Andry Rajoelina and Marc Ravalomanana Explosions and gunfire have been heard in the centre of Madagascar's capital after the army stormed a residence of President Marc Ravalomanana.
Witnesses saw soldiers drive at least one armoured vehicle through the gates of the central Antananarivo residence.
Mr Ravalomanana was in another palace, 15km (nine miles) from the city centre.
It came after opposition leader Andry Rajoelina called for the arrest of the president and won public backing from the armed forces' self-declared head.
The fierce power struggle on the Indian Ocean island has triggered a military mutiny, looting and violent protests that have left at least 100 people dead since January.

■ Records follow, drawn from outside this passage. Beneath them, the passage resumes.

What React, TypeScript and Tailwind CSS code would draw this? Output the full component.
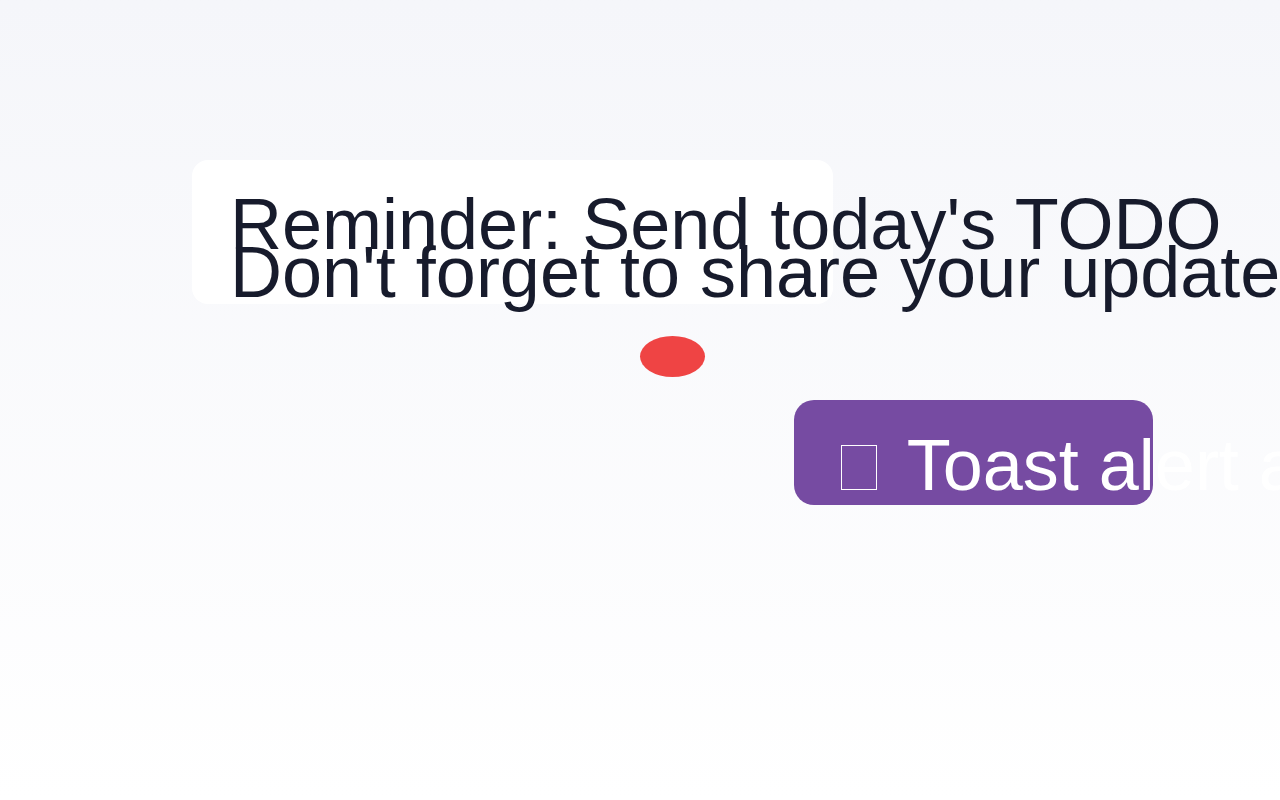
import React from 'react';

export default function App() {
  return (
    <div
      className="h-screen w-full overflow-hidden bg-gradient-to-b from-[#f5f6fa] to-white"
      style={{ fontFamily: '"Liberation Sans", Arial, sans-serif' }}
    >
      <div className="flex flex-col items-start pt-[160px] pl-[192px]">
        {/* Reminder card */}
        <div className="w-[641px] h-[144px] bg-white rounded-2xl pl-[38px] pt-10">
          <div className="whitespace-nowrap text-[72px] leading-[48px] text-[#171b2c]">
            <p>Reminder: Send today's TODO</p>
            <p>Don't forget to share your update with the team</p>
          </div>
        </div>

        {/* Dot */}
        <div className="ml-[448px] mt-8 w-[65px] h-[41px] rounded-[50%] bg-[#ef4444]" />

        {/* Toast */}
        <div className="ml-[602px] mt-[23px] w-[359px] h-[105px] rounded-[20px] bg-[#764ba2] pl-10 pt-[41px]">
          <p className="whitespace-nowrap text-[72px] leading-[48px] text-white">
            <span className="inline-block ml-[7px] mr-[11px] w-[36px] h-[45px] border border-white" /> Toast alert appears here
          </p>
        </div>
      </div>
    </div>
  );
}
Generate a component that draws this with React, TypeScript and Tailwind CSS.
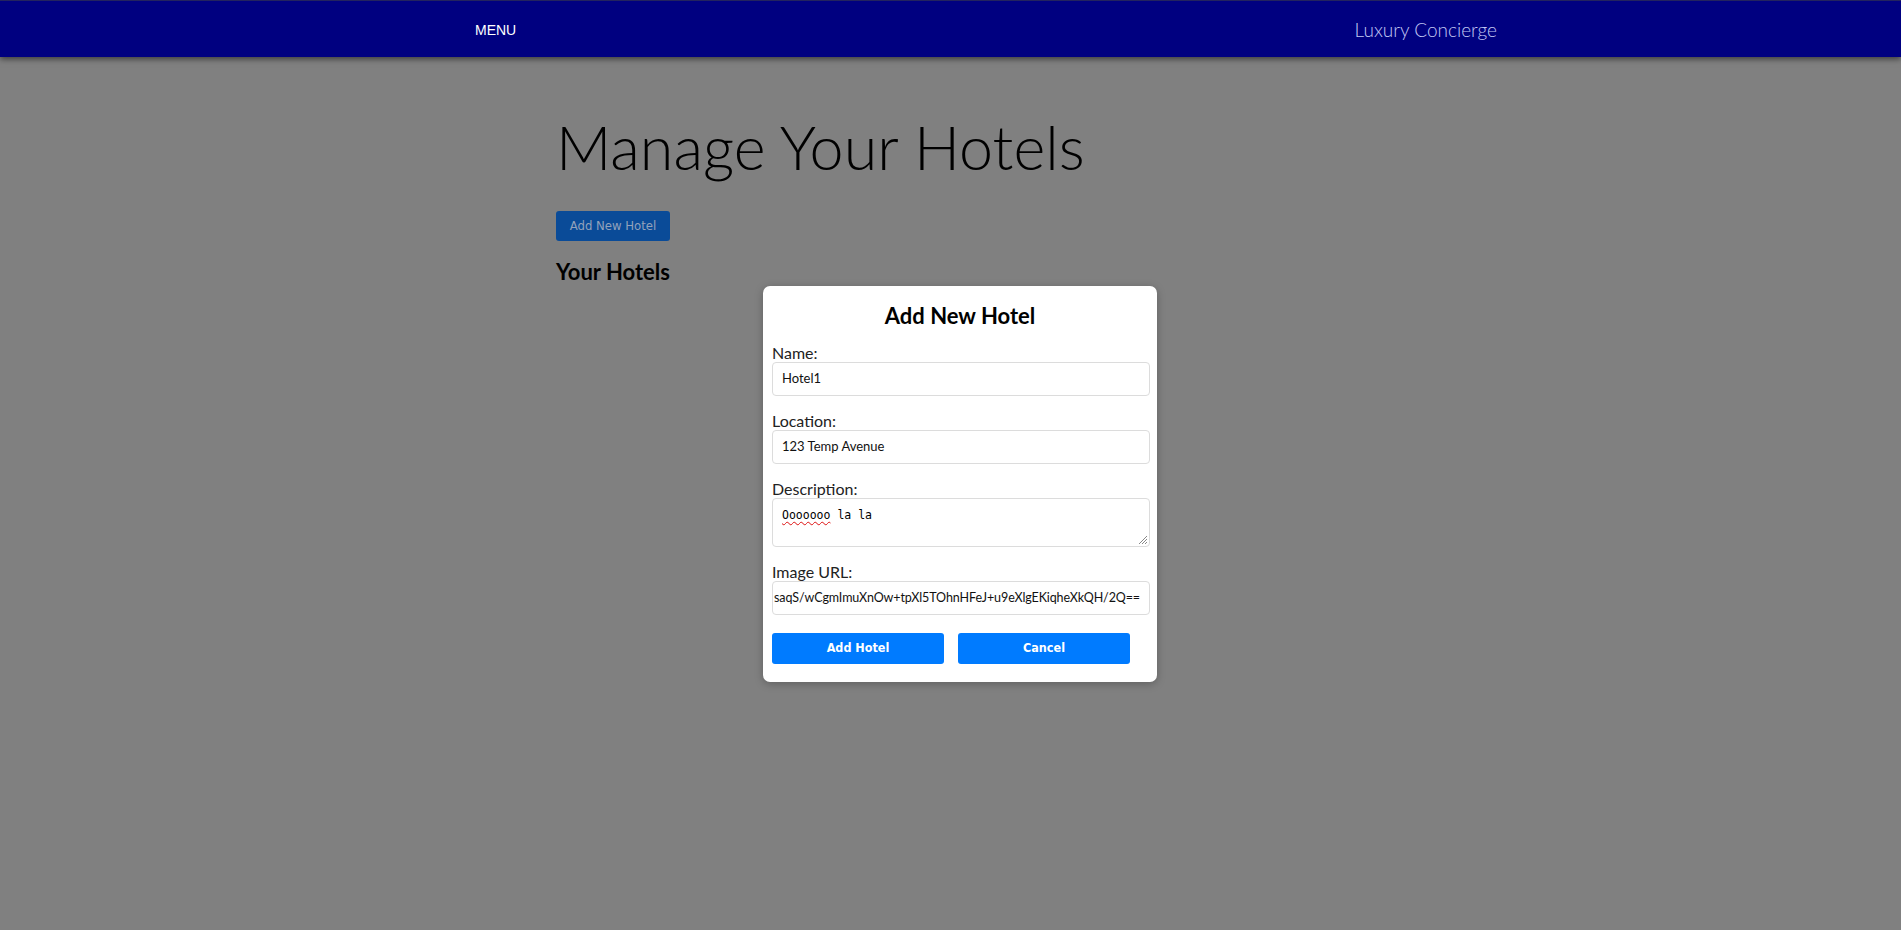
import React from "react";

const raleway = { fontFamily: "Lato, 'Noto Sans', sans-serif" };

function Field({ label, children }: { label: string; children: React.ReactNode }) {
  return (
    <div className="mt-[15px]">
      <div className="text-[16px] leading-[19px] text-[#222]">{label}</div>
      {children}
    </div>
  );
}

export default function App() {
  const url = "saqS/wCgmImuXnOw+tpXl5TOhnHFeJ+u9eXlgEKiqheXkQH/2Q==";
  return (
    <div className="relative min-h-[930px] w-full bg-[#808080]" style={raleway}>
      <header className="flex h-[57px] items-center border-t border-[#23235e] bg-[#000080] shadow-[0_2px_6px_rgba(0,0,0,0.55)]">
        <div className="flex-1">
          <span
            className="ml-[475px] text-[14px] text-white"
            style={{ fontFamily: "'Liberation Sans', Arial, sans-serif" }}
          >
            MENU
          </span>
        </div>
        <div className="flex flex-1 justify-center pt-[2px]">
          <span className="text-[19px] font-light text-[#c2c8f4]">Luxury Concierge</span>
        </div>
      </header>

      <main className="mx-auto w-[789px]">
        <h1 className="mt-[51px] text-[61px] font-light leading-[77px] text-black">
          Manage Your Hotels
        </h1>
        <button
          className="mt-[26px] flex h-[30px] w-[114px] items-center justify-center rounded-[3px] bg-[#0a4b98] text-[13px] text-[#93a2bb]"
          style={{ fontFamily: "'DejaVu Sans Condensed', 'Liberation Sans Narrow', sans-serif" }}
        >
          Add New Hotel
        </button>
        <h2 className="mt-[18px] text-[22px] font-bold leading-[26px] text-black">Your Hotels</h2>
      </main>

      <div className="absolute left-[763px] top-[286px] w-[394px] rounded-[7px] bg-white px-[9px] pb-[18px] pt-[17px] shadow-[0_2px_8px_rgba(0,0,0,0.25)]">
        <h3 className="text-center text-[22px] font-bold leading-[25px] text-black">Add New Hotel</h3>
        <div className="w-[378px]">
          <Field label="Name:">
            <div className="flex h-[34px] items-center rounded-[4px] border border-[#dcdcdc] px-[9px] text-[13px] text-[#111]">
              Hotel1
            </div>
          </Field>
          <Field label="Location:">
            <div className="flex h-[34px] items-center rounded-[4px] border border-[#dcdcdc] px-[9px] text-[13px] text-[#111]">
              123 Temp Avenue
            </div>
          </Field>
          <Field label="Description:">
            <div
              className="relative h-[49px] rounded-[4px] border border-[#dcdcdc] px-[9px] pt-[9px] text-[11.5px] leading-[14px] text-black"
              style={{ fontFamily: "'DejaVu Sans Mono', 'Liberation Mono', monospace" }}
            >
              <span className="underline decoration-[#d11] decoration-wavy decoration-1 underline-offset-2">
                Ooooooo
              </span>{" "}
              la la
              <svg
                className="absolute bottom-[1px] right-[1px]"
                width="12"
                height="12"
                viewBox="0 0 12 12"
              >
                <path d="M11 3 L3 11 M11 6 L6 11 M11 9 L9 11" stroke="#888" strokeWidth="1" />
              </svg>
            </div>
          </Field>
          <Field label="Image URL:">
            <div className="flex h-[34px] items-center justify-end overflow-hidden whitespace-nowrap rounded-[4px] border border-[#dcdcdc] px-[9px] text-[12.5px] tracking-[-0.1px] text-[#111]">
              <span>{url}</span>
            </div>
          </Field>
          <div
            className="mt-[18px] flex gap-[14px]"
            style={{ fontFamily: "'DejaVu Sans Condensed', 'Liberation Sans Narrow', sans-serif" }}
          >
            <button className="flex h-[31px] w-[172px] items-center justify-center rounded-[3px] bg-[#007bff] text-[12.5px] font-semibold text-white">
              Add Hotel
            </button>
            <button className="flex h-[31px] w-[172px] items-center justify-center rounded-[3px] bg-[#007bff] text-[12.5px] font-semibold text-white">
              Cancel
            </button>
          </div>
        </div>
      </div>
    </div>
  );
}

'Attempted coup' condemned
The BBC's Jonah Fisher in Antananarivo says round after round could be seen being fired into the night sky as soldiers celebrated the easy capture of the residence.
Col Andre Ndriarijaona, who last week said he had replaced the military chief of staff, also reportedly said they had seized the central bank.
Earlier on Monday, the embattled president again proposed a referendum to resolve the seven-week political crisis.
Mr Ravalomanana, who was re-elected for a second term in office in 2006, has previously said he wants to remain in office until his mandate expires in 2011.
But the opposition leader rejected Mr Ravalomanana's plebiscite plan and called for the security forces to arrest him.
Mr Rajoelina said: "The people are thirsty for change and that's why we won't have a referendum and will put our transitional government in place."
Our correspondent says Mr Rajoelina has wrapped himself in the cloak of democracy, but he wants to replace an elected head of state without going to a ballot.
The African Union condemned this as an "attempted coup d'etat" and called on Madagascar to respect its constitution.
The opposition leader, a 34-year-old former disc jockey, says the president is a tyrant who misspends public money.
But Mr Ravalomanana's supporters say his rival is a young troublemaker who has not offered any policy alternatives.
The army has traditionally remained neutral during periods of political volatility since independence from France in 1960.
But on Monday, Col Andre Ndriarijaona, who last week said he had replaced the military chief of staff, said the army was virtually all behind the opposition.